I think adding footnotes as titles would be sensible, as it is very unobtrusive. Only users looking for this will actually be impacted, adding lots of Capital-D Delight to the footnotes.

(I'm not exactly sure if this is the right package to add this as an issue. I'm using remark with the remark-gfm plugin that seems to be using this package.)

wooorm commented 6 months ago

Hey!

Title doesn’t work with touch devices and can’t contain HTML. AFAIK all accessibility guidelines really strongly recommend against using it for such important content. I’m not sure this is a good idea.


This micromark project here deals with parsing footnotes. It has a simple HTML compilation part too, but that’s only if you use micromark directly. With unified/remark/rehype, we use ASTs. There’s an entire ecosystem where you can do whatever you want with ASTs.

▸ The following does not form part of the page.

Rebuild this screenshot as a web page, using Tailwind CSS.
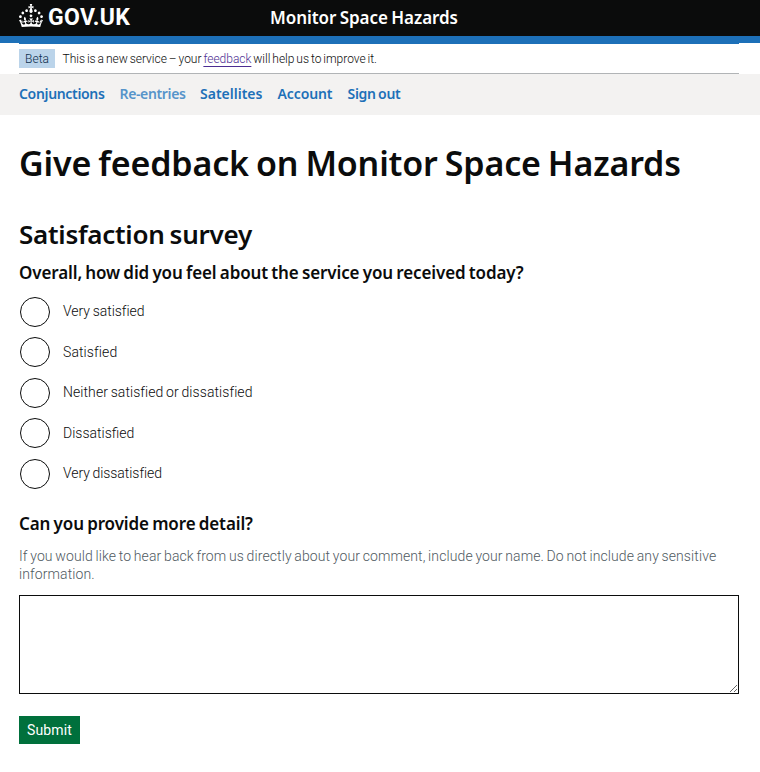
<!DOCTYPE html>
<html lang="en">
<head>
<meta charset="utf-8">
<title>Give feedback on Monitor Space Hazards</title>
<script src="https://cdn.jsdelivr.net/npm/@tailwindcss/browser@4"></script>
</head>
<body class="bg-white text-[#0b0c0c] font-[Roboto,Arial,sans-serif] text-sm">
<header class="h-[43px] bg-[#0b0c0c] border-b-[7px] border-[#1d70b8] px-[19px] flex items-start text-white">
  <a class="flex w-[251px] h-9 pt-1">
    <svg class="w-6 h-[23px] shrink-0" viewBox="0 0 32 30" preserveAspectRatio="none" fill="currentColor"><path d="M22.6 10.4c-1 .4-2-.1-2.4-1-.4-.9.1-2 1-2.4.9-.4 2 .1 2.4 1s-.1 2-1 2.4m-5.9 6.7c-.9.4-2-.1-2.4-1-.4-.9.1-2 1-2.4.9-.4 2 .1 2.4 1s-.1 2-1 2.4m10.8-3.7c-1 .4-2-.1-2.4-1-.4-.9.1-2 1-2.4.9-.4 2 .1 2.4 1s0 2-1 2.4m3.3 4.8c-1 .4-2-.1-2.4-1-.4-.9.1-2 1-2.4.9-.4 2 .1 2.4 1s-.1 2-1 2.4M17 4.7l2.3 1.2V2.5l-2.3.7-.2-.2.9-3h-3.4l.9 3-.2.2c-.1.1-2.3-.7-2.3-.7v3.4L15 4.7c.1.1.1.2.2.2l-1.3 4c-.1.2-.1.4-.1.6 0 1.1.8 2 1.9 2.2h.7c1-.2 1.9-1.1 1.9-2.1 0-.2 0-.4-.1-.6l-1.3-4c-.1-.2 0-.2.1-.3m-7.6 5.7c.9.4 2-.1 2.4-1 .4-.9-.1-2-1-2.4-.9-.4-2 .1-2.4 1s0 2 1 2.4m-5 3c.9.4 2-.1 2.4-1 .4-.9-.1-2-1-2.4-.9-.4-2 .1-2.4 1s.1 2 1 2.4m-3.2 4.8c.9.4 2-.1 2.4-1 .4-.9-.1-2-1-2.4-.9-.4-2 .1-2.4 1s0 2 1 2.4m14.8 11c4.4 0 8.6.3 12.3.8 1.1-4.5 2.4-7 3.7-8.8l-2.5-.9c.2 1.3.3 1.9 0 2.7-.4-.4-.8-1.1-1.1-2.3l-1.2 4c.7-.5 1.3-.8 2-.9-1.1 2.5-2.6 3.1-3.5 3-1.1-.2-1.7-1.2-1.5-2.1.3-1.2 1.5-1.5 2.1-.1 1.1-2.3-.8-3-2-2.3 1.9-1.9 2.1-3.5.6-5.6-2.1 1.6-2.1 3.2-1.2 5.5-1.2-1.4-3.2-.6-2.5 1.6.9-1.4 2.1-.5 1.9.8-.2 1.1-1.7 2.1-3.5 1.9-2.7-.2-2.9-2.1-2.9-3.6.7-.1 1.9.5 2.9 1.9l.4-4.3c-1.1 1.1-2.1 1.4-3.2 1.4.4-1.2 2.1-3 2.1-3h-5.4s1.7 1.9 2.1 3c-1.1 0-2.1-.2-3.2-1.4l.4 4.3c1-1.4 2.2-2 2.9-1.9-.1 1.5-.2 3.4-2.9 3.6-1.9.2-3.4-.8-3.5-1.9-.2-1.3 1-2.2 1.9-.8.7-2.3-1.2-3-2.5-1.6.9-2.2.9-3.9-1.2-5.5-1.5 2-1.3 3.7.6 5.6-1.2-.7-3.1 0-2 2.3.6-1.4 1.8-1.1 2.1.1.2.9-.3 1.9-1.5 2.1-.9.2-2.4-.5-3.5-3 .6 0 1.2.3 2 .9l-1.2-4c-.3 1.1-.7 1.9-1.1 2.3-.3-.8-.2-1.4 0-2.7l-2.9.9C1.3 23 2.6 25.5 3.7 30c3.7-.5 7.9-.8 12.3-.8"/></svg>
    <span class="ml-[5px] text-[23px] leading-[27px] font-bold tracking-[0.3px]">GOV.UK</span>
  </a>
  <a class="font-['Noto_Sans',sans-serif] text-[17px] leading-[35px] font-semibold tracking-[-0.05px] [word-spacing:-1px] whitespace-nowrap">Monitor Space Hazards</a>
</header>
<div class="px-[19px] h-[31px]">
  <div class="w-[720px] h-[31px] border-t border-t-[#1d70b8] border-b border-b-[#b1b4b6] flex items-center text-xs">
    <strong class="bg-[#bbd4ea] text-[#0c2d4a] font-[350] w-9 h-[19px] leading-[20px] text-center -mt-px">Beta</strong>
    <span class="ml-[7.5px] mt-px font-[350] tracking-[-0.01px] [word-spacing:-1px] whitespace-nowrap">This is a new service – your <a class="text-[#4c2c92] underline underline-offset-[3px] decoration-1">feedback</a> will help us to improve it.</span>
  </div>
</div>
<nav class="bg-[#f3f2f1] h-[41px] px-[19px] flex items-center pb-px font-['Noto_Sans',sans-serif] font-semibold text-[#1d70b8] whitespace-nowrap">
  <a class="w-[100.5px] tracking-[-0.33px]">Conjunctions</a>
  <a class="w-[80.5px] tracking-[-0.36px] text-[#5694ca]">Re-entries</a>
  <a class="w-[77.5px]">Satellites</a>
  <a class="w-[70px] tracking-[-0.1px]">Account</a>
  <a class="tracking-[-0.29px] [word-spacing:-1px]">Sign out</a>
</nav>
<main class="px-[19px] pt-[29px] [&_h1]:font-['Noto_Sans',sans-serif] [&_h2]:font-['Noto_Sans',sans-serif] [&_h3]:font-['Noto_Sans',sans-serif]">
  <h1 class="text-[34px] leading-[38px] font-semibold tracking-[-0.16px] [word-spacing:-1.6px] whitespace-nowrap">Give feedback on Monitor Space Hazards</h1>
  <h2 class="mt-[37px] mb-[13px] text-[26px] leading-[30px] font-semibold [word-spacing:-1.5px] tracking-[-0.26px]">Satisfaction survey</h2>
  <h3 class="text-[17px] leading-[22px] font-semibold tracking-[-0.12px] [word-spacing:-1px] whitespace-nowrap">Overall, how did you feel about the service you received today?</h3>
  <div class="mt-[13px] pl-px grid gap-[10.4px] leading-[18px] font-[350]">
    <label class="flex h-[30px] items-center gap-[13px] tracking-[-0.04px] [word-spacing:-0.6px]"><span class="size-[30px] rounded-full border-[1.3px] border-[#0b0c0c]"></span><span class="-mt-0.5">Very satisfied</span></label>
    <label class="flex h-[30px] items-center gap-[13px] tracking-[0.1px]"><span class="size-[30px] rounded-full border-[1.3px] border-[#0b0c0c]"></span><span>Satisfied</span></label>
    <label class="flex h-[30px] items-center gap-[13px] tracking-[0.07px] [word-spacing:-0.8px]"><span class="size-[30px] rounded-full border-[1.3px] border-[#0b0c0c]"></span><span class="-mt-px">Neither satisfied or dissatisfied</span></label>
    <label class="flex h-[30px] items-center gap-[13px]"><span class="size-[30px] rounded-full border-[1.3px] border-[#0b0c0c]"></span><span>Dissatisfied</span></label>
    <label class="flex h-[30px] items-center gap-[13px] tracking-[-0.05px] [word-spacing:-0.8px]"><span class="size-[30px] rounded-full border-[1.3px] border-[#0b0c0c]"></span><span class="-mt-px">Very dissatisfied</span></label>
  </div>
  <h3 class="mt-[24.4px] text-[17px] leading-[22px] font-semibold tracking-[-0.12px] [word-spacing:-1px]">Can you provide more detail?</h3>
  <p class="mt-3 leading-[18px] font-[350] tracking-[0.098px] [word-spacing:-0.85px] text-[#505a5f]">If you would like to hear back from us directly about your comment, include your name. Do not include any sensitive information.</p>
  <textarea class="mt-3 block w-[720px] h-[99px] border border-[#0b0c0c] bg-white resize-y"></textarea>
  <button class="mt-[22px] block w-[61px] h-[28px] bg-[#00703c] text-white leading-[28px] tracking-[0.1px] shadow-[0_1px_0_#002d18,0_2px_0_#7f968b]">Submit</button>
</main>
</body>
</html>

Markdown footnote constructs are turned into HTML elements ion remark-rehype. Please take 10 minutes to read over the readme there: https://github.com/remarkjs/remark-rehype. There are many options to affect the generated HTML.

After that plugin, you can (in the rehype ecosystem, working on hast ASTs), transform the HTML to your heart’s desire.

What I personally would recommend if you want to improve the footnote experience for readers, is to use client side javascript to look for all a[data-footnote-ref], and then for each anchor replace it with a sort of <details> element containing the corresponding footnote definition, that people can click/tap on to expand.

wooorm commented 6 months ago

Marking as a Q because it’s not something for here, and still a bit vague what the good way to go about it is

remarcable commented 6 months ago

Thank you for the fast responses! I found this genuinely helpful.

I think what I wanted to suggest was adding the title attribute in addition to how footnotes are currently displayed in the HTML. Think more of a progressive improvement for footnotes on desktop, without hurting anyone else who is on mobile, instead of removing footnotes altogether.

I'll continue exploring how to transform the hast, thanks for the suggestion.